Rental Income Tax in Ireland: The Ultimate Guide for Landlords 2024

Last Updated on April 4, 2024 by Kristina Valcheva

Rental income tax in Ireland

Got a property to rent out in Ireland but worried about the responsibilities of being a landlord?

Property taxes are a complicated business, especially if you are a new homeowner.

While thinking about getting your real estate ready to rent out, managing the rental process, and choosing the right tenant, it’s too easy to forget about tax on rental income in Ireland.

Understanding your Irish property tax liabilities, which expenses you can claim, and everything else that landlords have to think about can be intimidating.

That’s where this guide comes in. We will answer key questions about rental property tax in Ireland.  

I am renting out my property in Ireland. What are my property tax obligations and what should I do about tax?
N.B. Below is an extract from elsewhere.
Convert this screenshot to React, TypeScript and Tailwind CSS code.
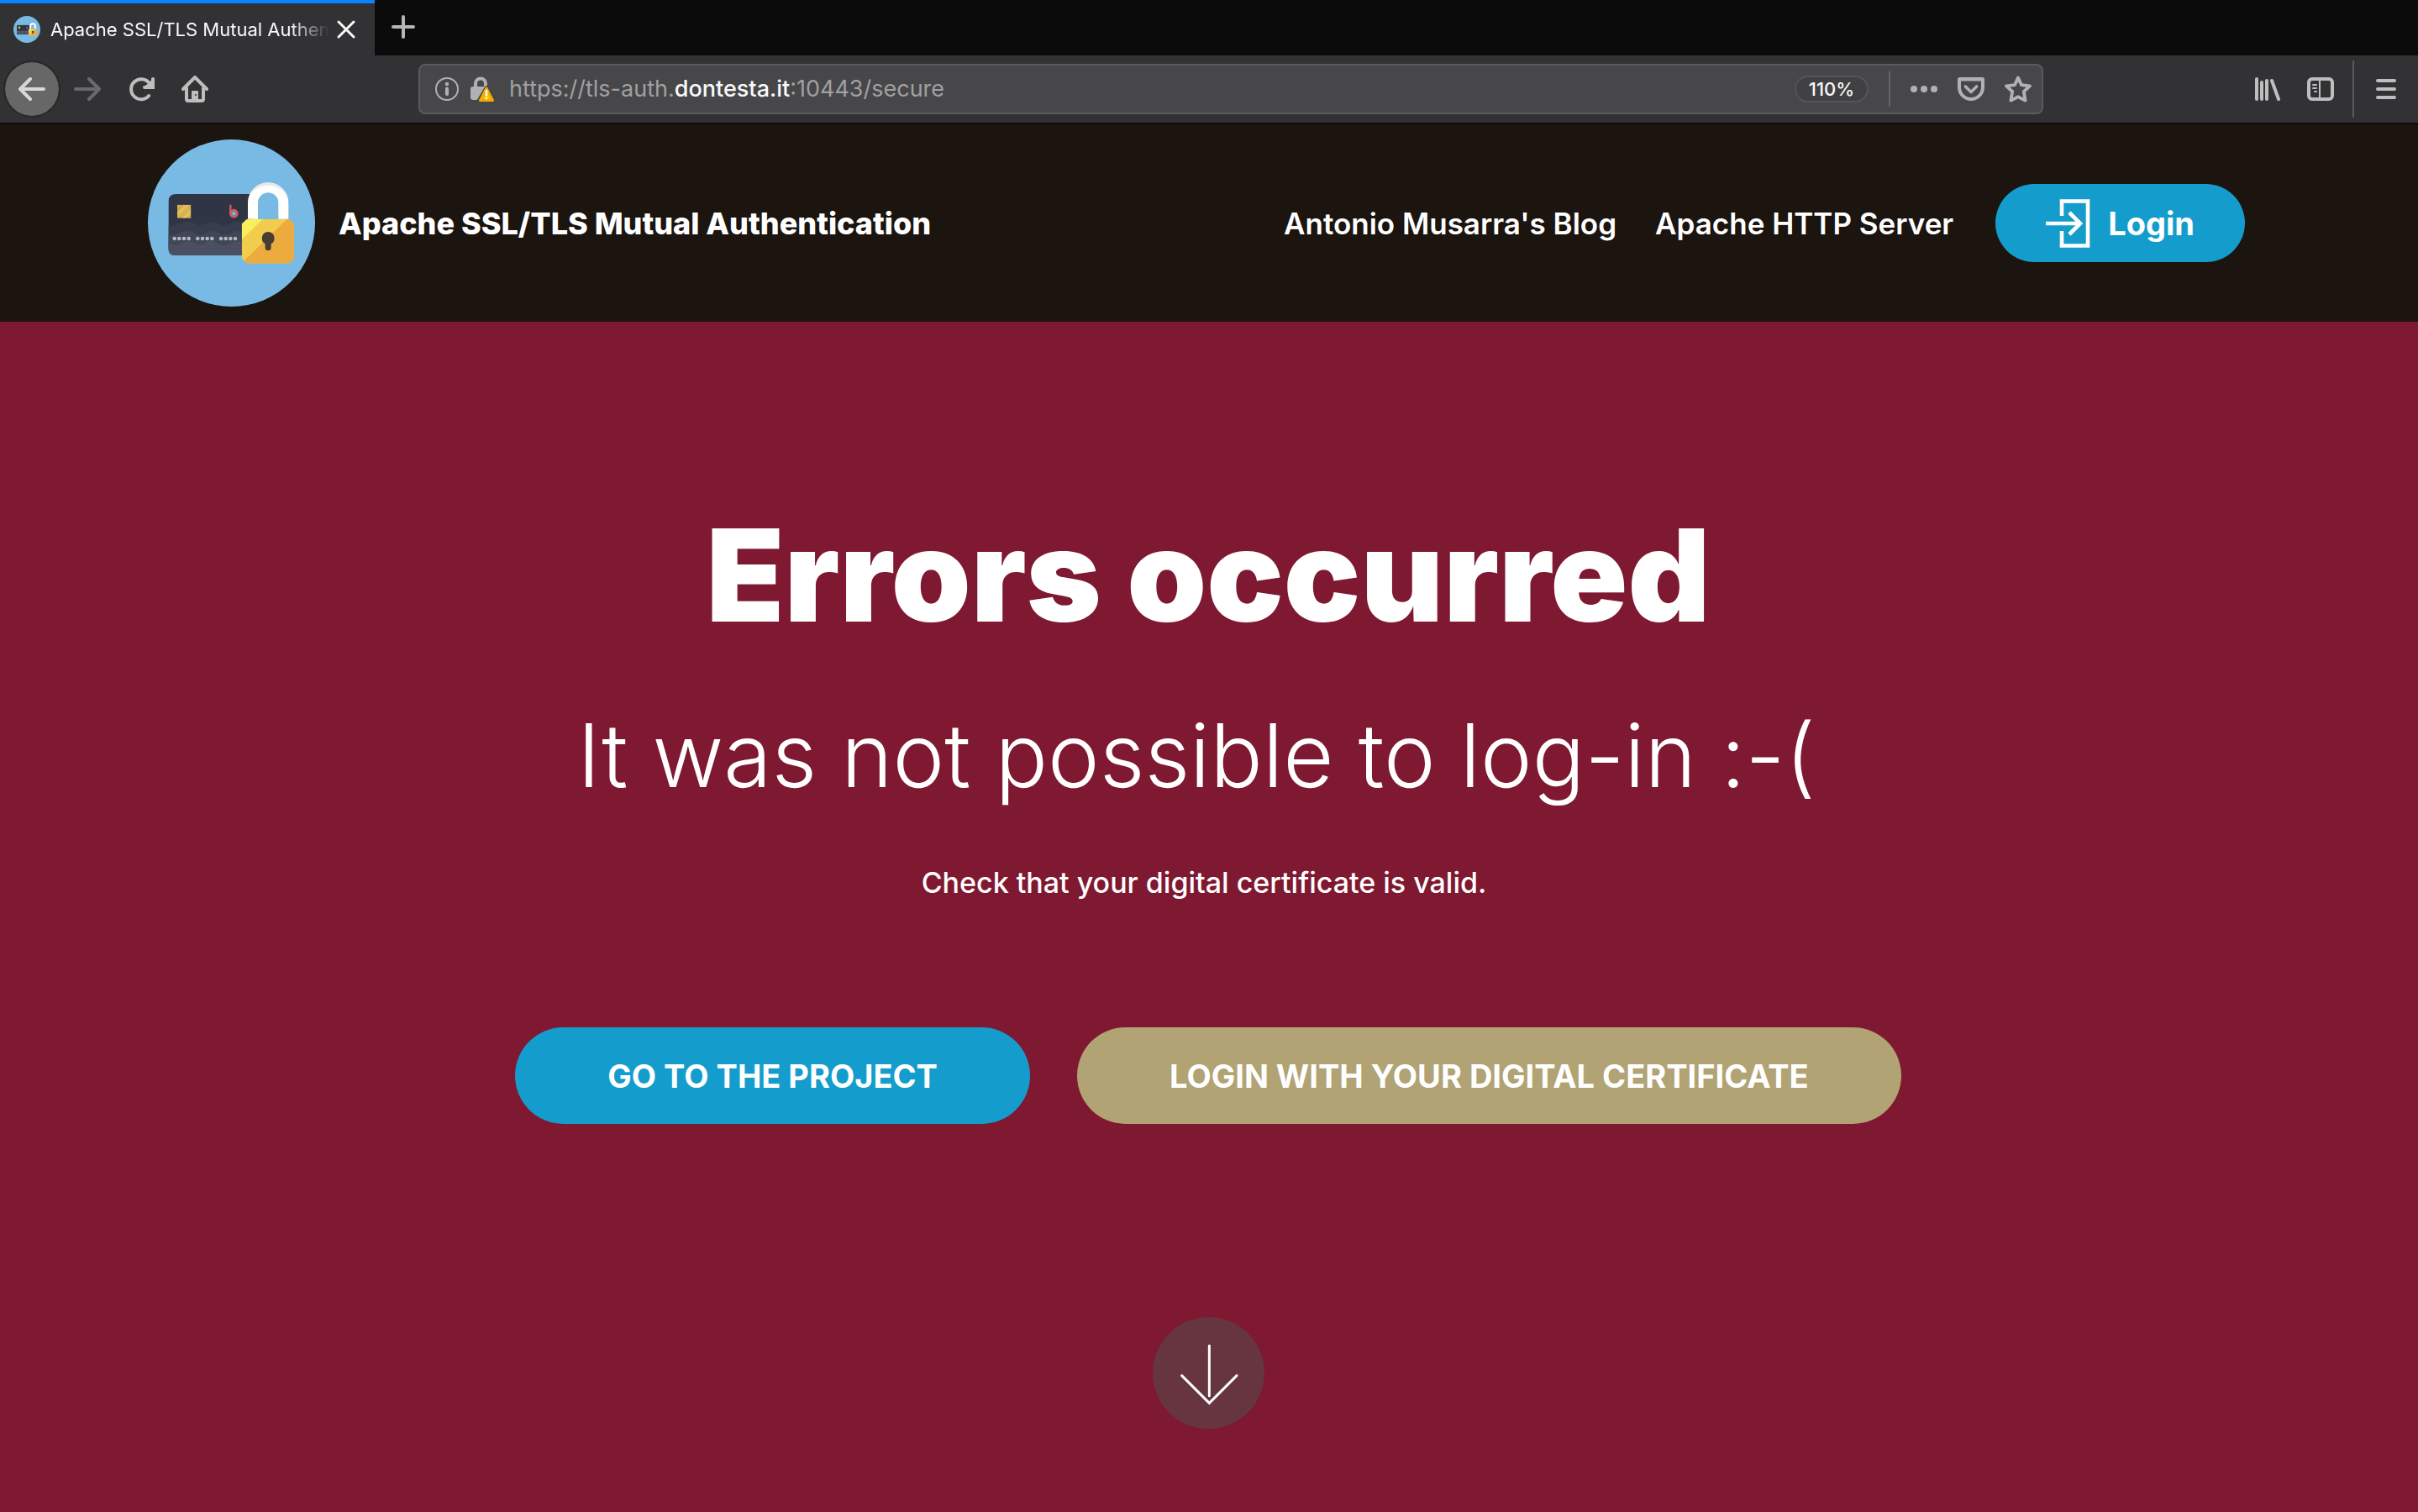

You will have to pay rental income tax in Ireland. This is determined by subtracting all tax-deductible expenses from the gross rent. The rental profit is added to your other income and taxed at your top tax rate.

You must declare your rental income to Revenue using one of the following methods:

  • Self-assessed taxpayers should use Form 11 to report their income
  • For PAYE employees, use Form 12

You will also have to register your property’s letting with the PRTB (Private Residential Tenancies Board). This is a legal requirement that is crucial for tax purposes.

If you are receiving mortgage interest tax relief at source (MITRS) on your mortgage, it is important to contact Revenue and request to cancel it. When renting out your home, you are not eligible for MITRS.

Also, make a list of all the furniture, including how much it costs and when you purchased them.

You should keep receipts for all expenses spent while renting out the home, such as – fees for letting agents, fees for services, the registration cost for the PRTB, costs of repairs, mortgage interest certificates, and advertising.

What is the rental income tax rate in Ireland? How much tax do I pay on rental income?

The tax rate on rental income up to the standard cut-off rate* is 20%. Income earned after this cut-off point is taxed at 40%.

⚠️ In addition, you must pay PRSI and USC.

*What is the standard cut-off rate? Simply put, the standard rate cut-off point is the amount of income you can earn where you will pay tax at the lower rate of 20%. Earnings over this amount are taxed at 40%. In 2024, for a single person, it is €42,000, and for married couples / civil partners – €51,000.

What are the PRSI and USC rates on rental income?

If you are an Irish tax resident, you will be liable for PRSI (Pay Related Social Insurance) of 4% on your rental income profit.

⚠️ Non-residents are not liable for PRSI.

If you are a non-resident landlord, you are obligated to pay the Universal Social Charge (USC) only when your annual Irish income, which encompasses rental income, exceeds €13,000.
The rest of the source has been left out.